--- Begin Available data ---

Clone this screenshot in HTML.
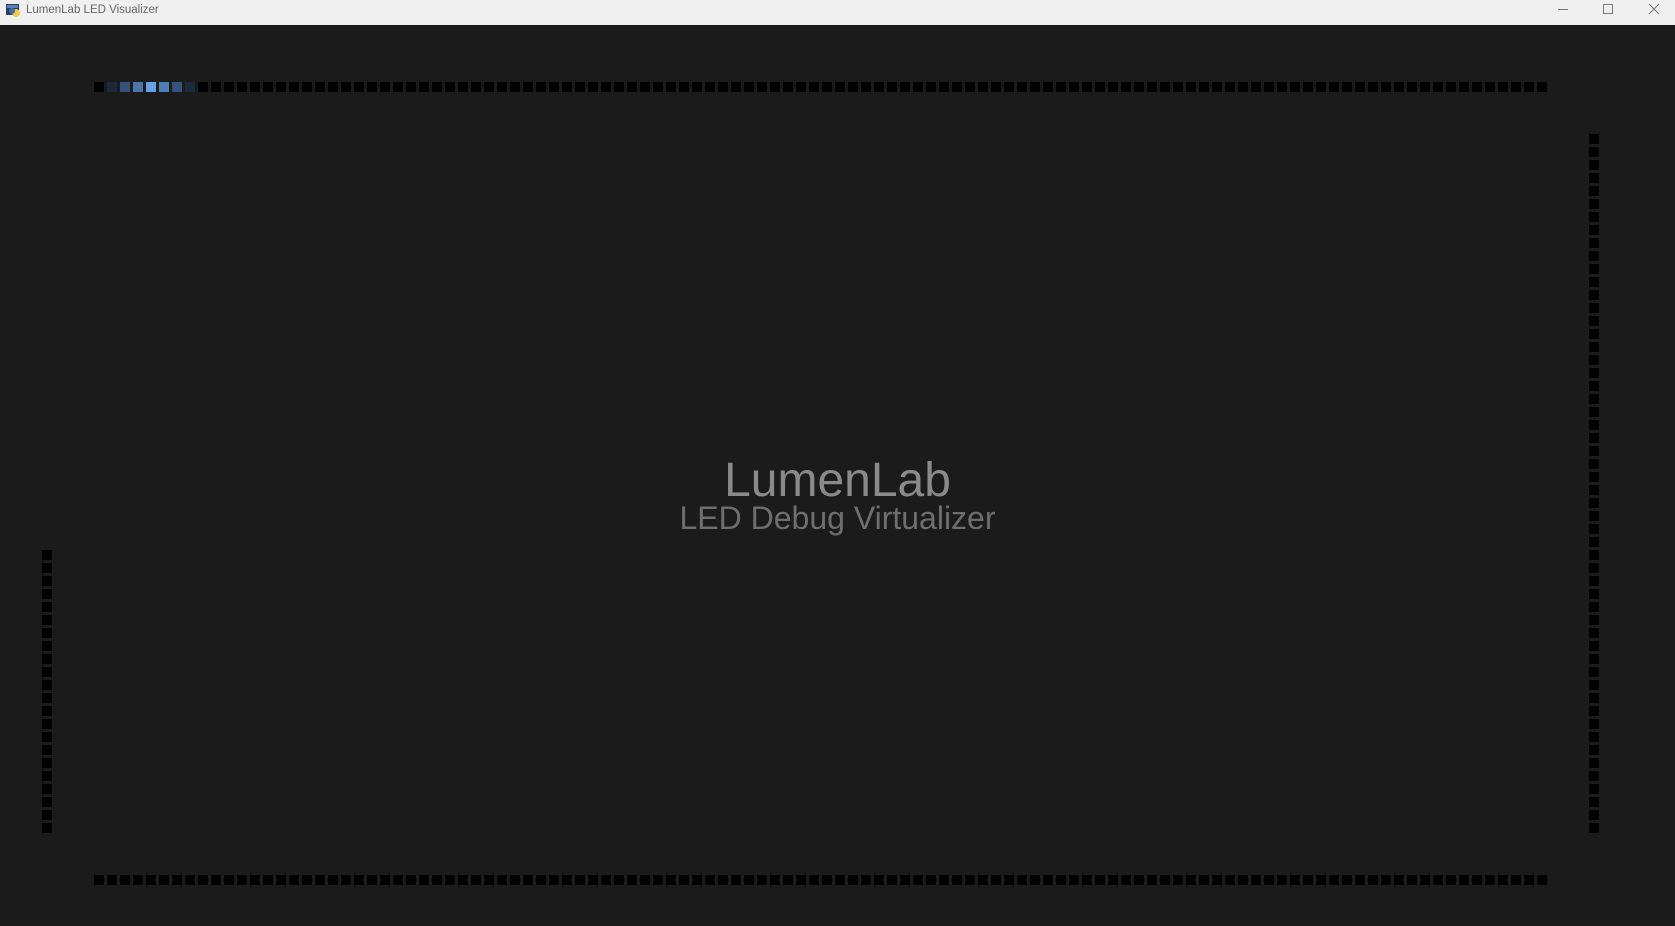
<!DOCTYPE html>
<html><head><style>
body{margin:0;width:1675px;height:926px;background:#1b1b1b;overflow:hidden;position:relative;font-family:"Liberation Sans",sans-serif}
.tb{position:absolute;left:0;top:0;width:1675px;height:25px;background:#f0f0f0}
.tt{position:absolute;left:26px;top:4px;font-size:11.5px;color:#666}
.l{position:absolute;width:10px;height:10px;background:#000}
.t1{position:absolute;left:0;width:1675px;text-align:center;color:#8a8a8a;font-size:48px;top:453px;line-height:56px}
.t2{position:absolute;left:0;width:1675px;text-align:center;color:#6e6e6e;font-size:32px;top:500px;line-height:36px}
</style></head><body>
<div class="tb">
<svg style="position:absolute;left:6px;top:3px" width="15" height="15" viewBox="0 0 15 15"><rect x="0" y="1" width="13" height="11" fill="#2b3e5c"/><rect x="1" y="2" width="11" height="3" fill="#5a7fb5"/><circle cx="10" cy="10" r="4" fill="#f2c94c"/><circle cx="6" cy="8" r="3" fill="#3a6ea5"/></svg>
<div class="tt">LumenLab LED Visualizer</div>
<svg style="position:absolute;left:1556px;top:0px" width="110" height="18" viewBox="0 0 110 18"><line x1="2" y1="9.5" x2="12" y2="9.5" stroke="#777" stroke-width="1"/><rect x="47.5" y="4.5" width="9" height="9" fill="none" stroke="#777"/><path d="M93 4 L103 14 M103 4 L93 14" stroke="#777" stroke-width="1"/></svg>
</div>
<div class="t1">LumenLab</div>
<div class="t2">LED Debug Virtualizer</div>
<div id="leds"></div>
<script>
var h='',c={1:'#1b2a3d',2:'#34527a',3:'#4a76aa',4:'#68a0e8',5:'#4d7db5',6:'#34527a',7:'#1b2a3d'};
for(var i=0;i<112;i++){h+='<div class="l" style="left:'+(94+13*i)+'px;top:82px'+(c[i]?';background:'+c[i]:'')+'"></div>';h+='<div class="l" style="left:'+(94+13*i)+'px;top:875px"></div>';}
for(var i=0;i<54;i++)h+='<div class="l" style="left:1589px;top:'+(134+13*i)+'px"></div>';
for(var i=0;i<22;i++)h+='<div class="l" style="left:42px;top:'+(550+13*i)+'px"></div>';
document.getElementById('leds').innerHTML=h;
</script>
</body></html>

--- End Available data ---

Work to complete – The listing above needs to be output again exactly. Don't include the pictures.

Worked solution –
Clone this screenshot in HTML.
<!DOCTYPE html>
<html><head><style>
body{margin:0;width:1675px;height:926px;background:#1b1b1b;overflow:hidden;position:relative;font-family:"Liberation Sans",sans-serif}
.tb{position:absolute;left:0;top:0;width:1675px;height:25px;background:#f0f0f0}
.tt{position:absolute;left:26px;top:4px;font-size:11.5px;color:#666}
.l{position:absolute;width:10px;height:10px;background:#000}
.t1{position:absolute;left:0;width:1675px;text-align:center;color:#8a8a8a;font-size:48px;top:453px;line-height:56px}
.t2{position:absolute;left:0;width:1675px;text-align:center;color:#6e6e6e;font-size:32px;top:500px;line-height:36px}
</style></head><body>
<div class="tb">
<svg style="position:absolute;left:6px;top:3px" width="15" height="15" viewBox="0 0 15 15"><rect x="0" y="1" width="13" height="11" fill="#2b3e5c"/><rect x="1" y="2" width="11" height="3" fill="#5a7fb5"/><circle cx="10" cy="10" r="4" fill="#f2c94c"/><circle cx="6" cy="8" r="3" fill="#3a6ea5"/></svg>
<div class="tt">LumenLab LED Visualizer</div>
<svg style="position:absolute;left:1556px;top:0px" width="110" height="18" viewBox="0 0 110 18"><line x1="2" y1="9.5" x2="12" y2="9.5" stroke="#777" stroke-width="1"/><rect x="47.5" y="4.5" width="9" height="9" fill="none" stroke="#777"/><path d="M93 4 L103 14 M103 4 L93 14" stroke="#777" stroke-width="1"/></svg>
</div>
<div class="t1">LumenLab</div>
<div class="t2">LED Debug Virtualizer</div>
<div id="leds"></div>
<script>
var h='',c={1:'#1b2a3d',2:'#34527a',3:'#4a76aa',4:'#68a0e8',5:'#4d7db5',6:'#34527a',7:'#1b2a3d'};
for(var i=0;i<112;i++){h+='<div class="l" style="left:'+(94+13*i)+'px;top:82px'+(c[i]?';background:'+c[i]:'')+'"></div>';h+='<div class="l" style="left:'+(94+13*i)+'px;top:875px"></div>';}
for(var i=0;i<54;i++)h+='<div class="l" style="left:1589px;top:'+(134+13*i)+'px"></div>';
for(var i=0;i<22;i++)h+='<div class="l" style="left:42px;top:'+(550+13*i)+'px"></div>';
document.getElementById('leds').innerHTML=h;
</script>
</body></html>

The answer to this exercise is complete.